March is here, and with it some of the brightest stars in the whole media landscape, slumming it on the grotty old television. Daisy May Cooper and Donald Glover, at least, aren’t strangers to the medium, but you may have to pinch yourself when you hear what Mel Brooks is getting up to.
Here are the biggest new TV shows of March 2023.
What’s New On TV In March 2023
1. History of the World, Part II | March 6th, 2023
The recent news that John Cleese – atrophying goodwill and now helplessly addicted to Twitter – would take a stab at a Fawlty Towers revival filled the air with groans. About the only thing that could show him up any worse would be Mel Brooks, similarly ancient but having managed not to piss all over his own legacy, turning up to remind us all of how it’s done.
It’s been over forty years since the release of History of the World: Part I, whose numbered title was originally meant as a joke. That first part was a film, but done as a string of unconnected skits, each covering one of the world’s more pivotal moments – a format which lends itself quite naturally to an anthology show, with Brook’s sheer cachet having filled the cast with the kind of big names it’s still surprising to see on television (a full list of whom would handily eat up the rest of my word count).
Is Brooks likely to revive his old habit of playing multiple characters himself? Possibly, although pushing 96 will severely limit the historical figures he could credibly play. If Methuselah turns up in the credits we all know who’ll be taking that role.
2. Rain Dogs | March 6th, 2023
Given Daisy May Cooper’s track record, merely bringing her in as an actor rather than turning her loose on the script seems a little like only using the hob and never using the oven. However, her kind of quiet exasperation is perfect for a role like this, a single mother who hits the skids with her young daughter in tow.
(Though the daughter will have a tall order following Lenny Rush, Cooper’s onscreen son in Am I Being Unreasonable?.)
Rain Dogs is drawn from creator Cash Carraway’s own experiences as a single mother, with it having displaced the planned TV adaptation of her autobiographical book Skint Estate. For my money, the most interesting detail is the involvement of Ade Edmondson, who is best known for dark comedy but usually of a more slapstick and cartoony kind than this.
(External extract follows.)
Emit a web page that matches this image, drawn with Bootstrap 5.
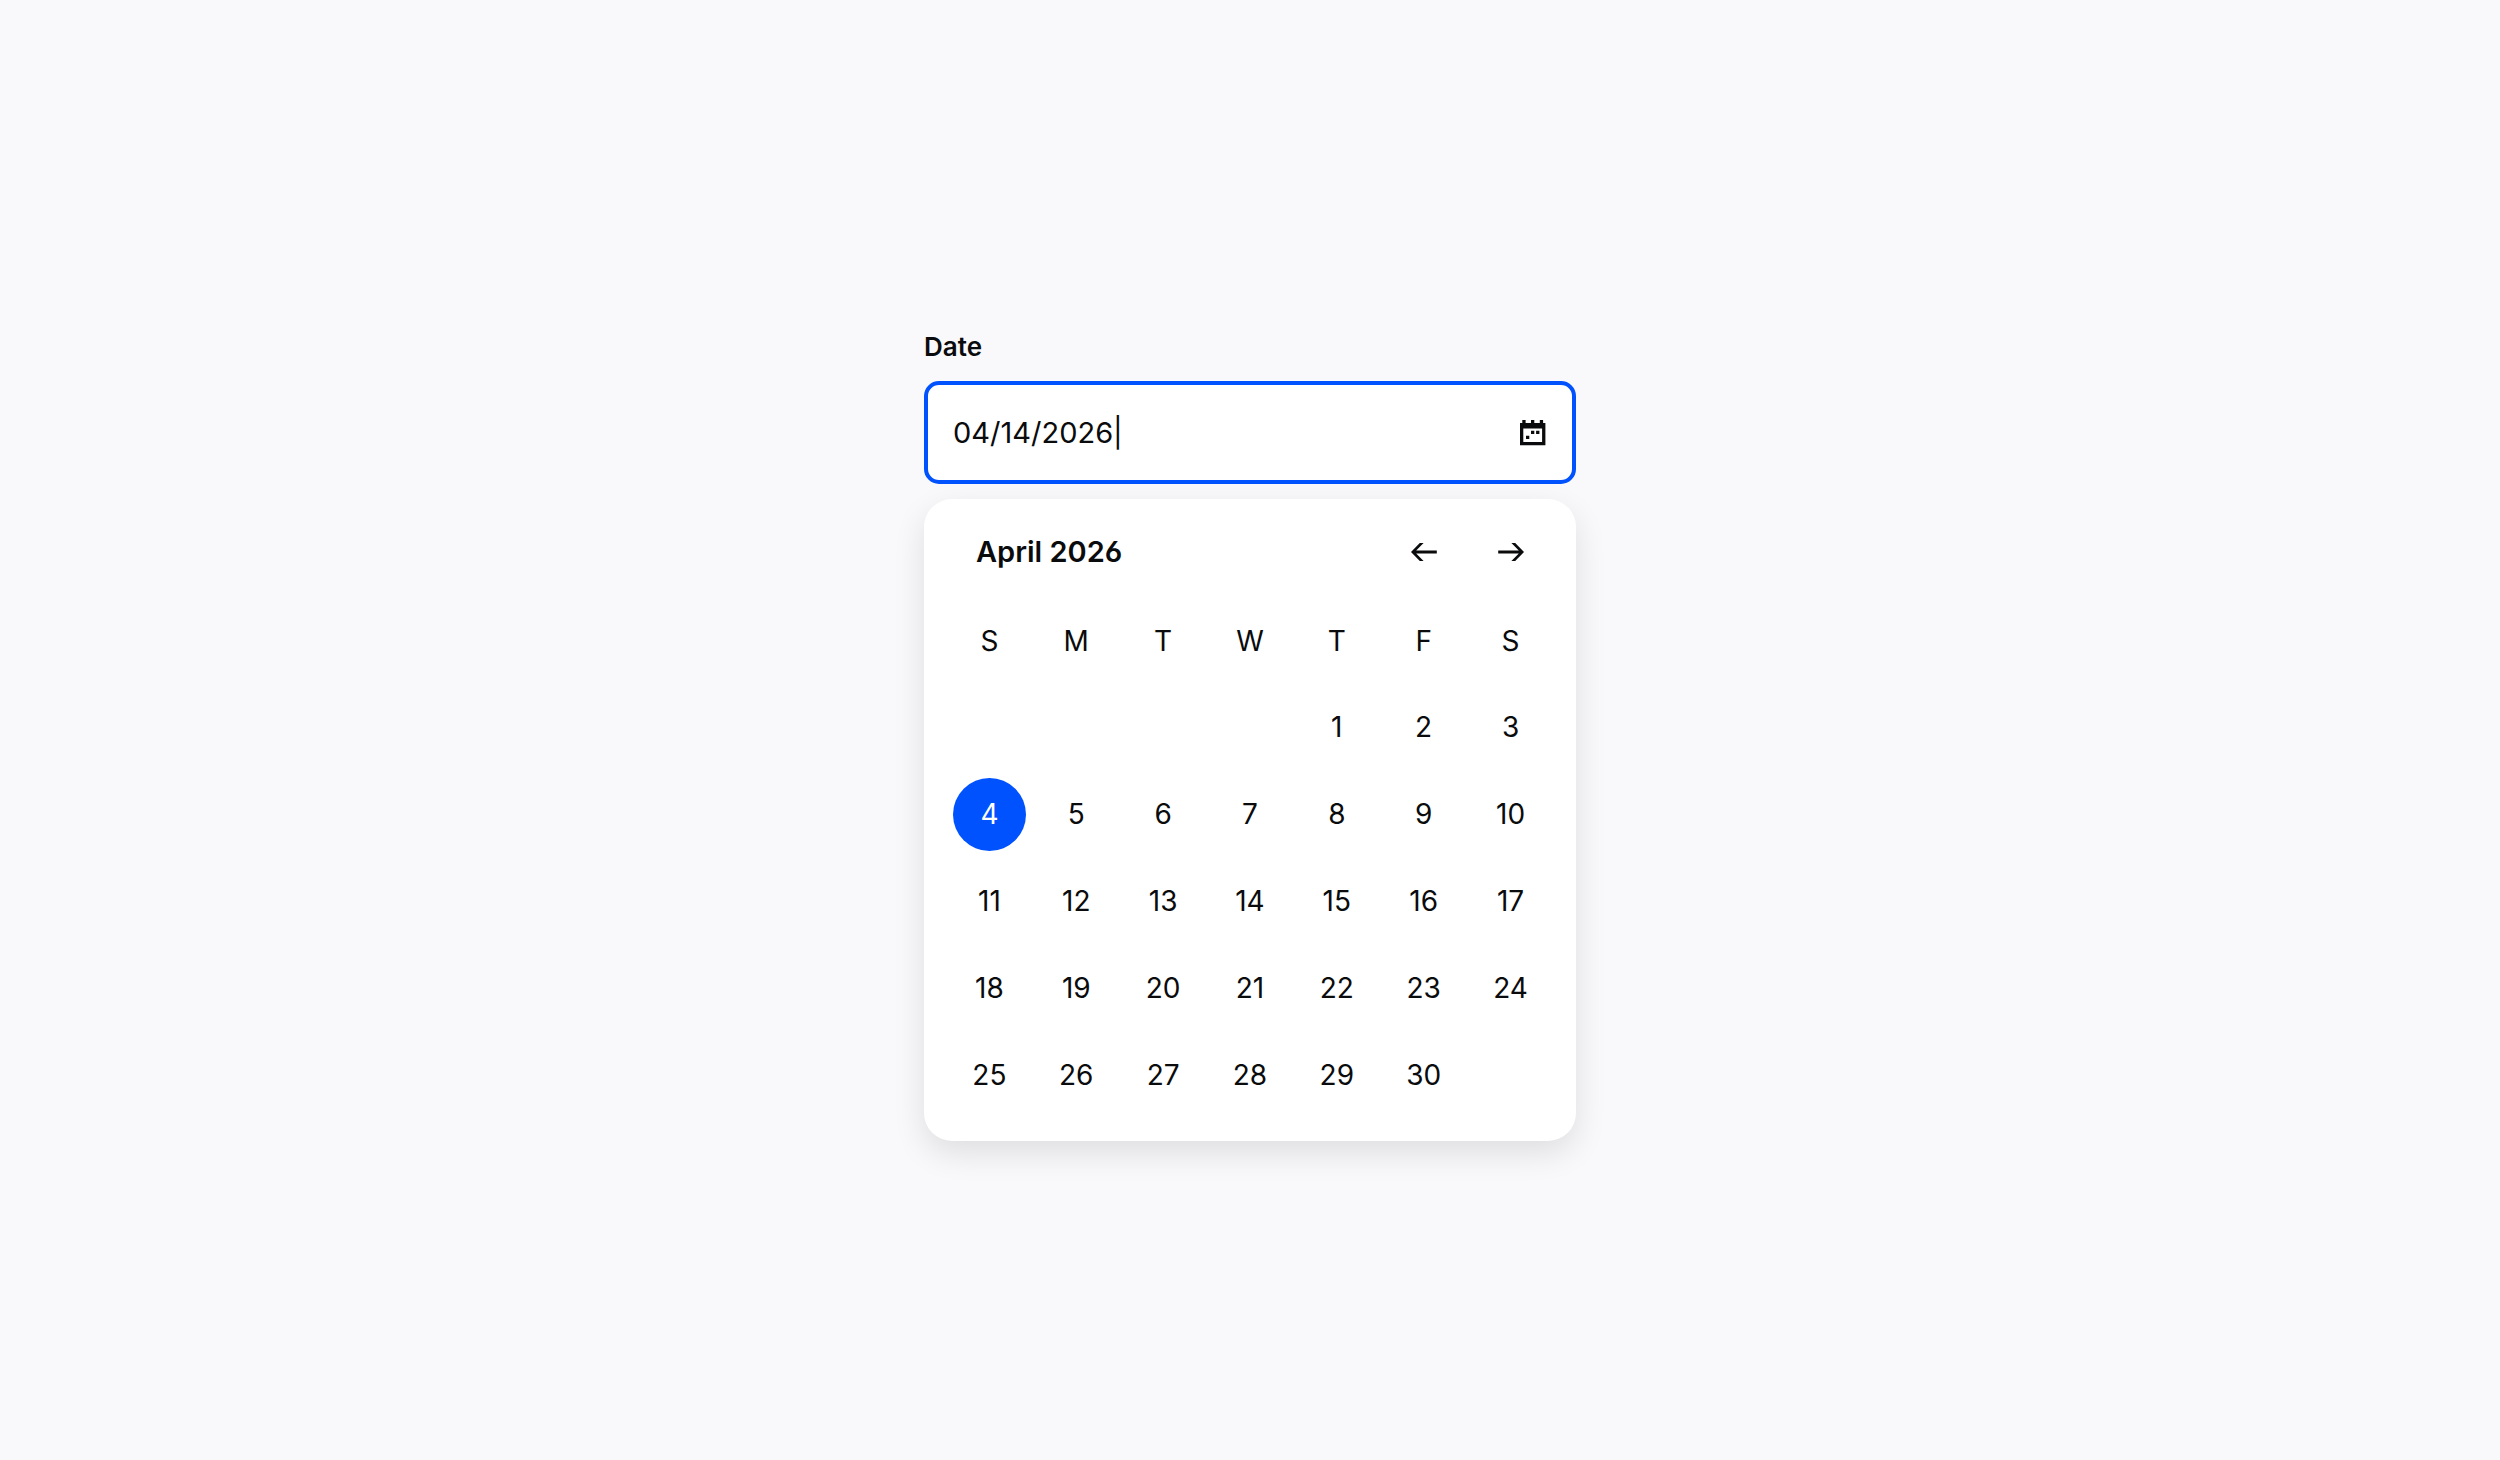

3. Swarm | March 17th, 2023
There’s always been something of the swarmlike to how people treat celebrities, turning up en masse to crowd around them, and probably eat them if not prevented from doing so. Here, the swarm of the title is shorthand for the fans of a definitely-not-Beyonce pop star, but it starts to stray into the literal with a bit of a bee motif that seems to suggest the main character is actually going to sting someone.
Swarm represents Donald Glover taking the darker side of showbusiness he was already exploring in Atlanta and running with it, although you wouldn’t have to cast around too much to come up with the idea of a dangerously obsessed fan. That’s been happening since the 1840s and Listzomania, although it has clearly been kicked into overdrive by all our modern conveniences.
It’s hard to say exactly how obsessive and mental Dominique Fishback’s superfan is going to get, but one thing’s for sure – the only person in more danger than the pop star themselves can only be anyone who thinks for a moment they can possibly be a bigger fan than her.
4. Lucky Hank | March 19th, 2023
The advice ‘write what you know’ is said to be why the literary scene is eternally plagued by books about English professors hitting mid-life crises and contemplating having an affair. Lucky Hank’s synopsis puts it in the classic mould of that kind of story – head of the English department, small rural college, actually involves a mid-life crisis, blah blah blah.
About the one thing saving it from exploding in the hangar is the presence of Bob Odenkirk as the lead. Off the back of the universally beloved Better Call Saul, he has both the charm and cachet to do anything he wants. This was basically the only reason for the existence of 2021’s Nobody, a fairly silly popcorn flick in which Odenkirk showed off his chops as an action hero and, somehow, made it believable.
Lucky Hank is adapted from a novel – bizarrely, not Kingsley Amis’s Lucky Jim, the go-to comedy version of the excruciating nature of academia, but Richard Russo’s book Straight Man. As I say, this is not the kind of story that’s in particularly short supply.
5. Digman | March 22nd, 2023
Having exorcised all his material about Die Hard through the lengthy run of Brooklyn 99, Andy Samberg returns to the well of riffing on beloved late-20th-century action flicks with a cartoon spoof of Indiana Jones. Samberg voices the main character, actually called Rip Digman, which is pretty much throwing down the gauntlet as to the kind of tone this will be taking.
By now, Doctor Jones is firmly within the patheon of recognisable stock characters, to the point where real archaeologists presumably half-expect to be handed a fedora and bullwhip upon graduation. This is always crucial to any sort of parody, but not in and of itself enough. F
ortunately, the other vital part – as our old friend Mel Brooks could tell us – is understanding why the original was so beloved in the first place, and if Samberg isn’t a lifelong Indy fan then I would be incredibly surprised.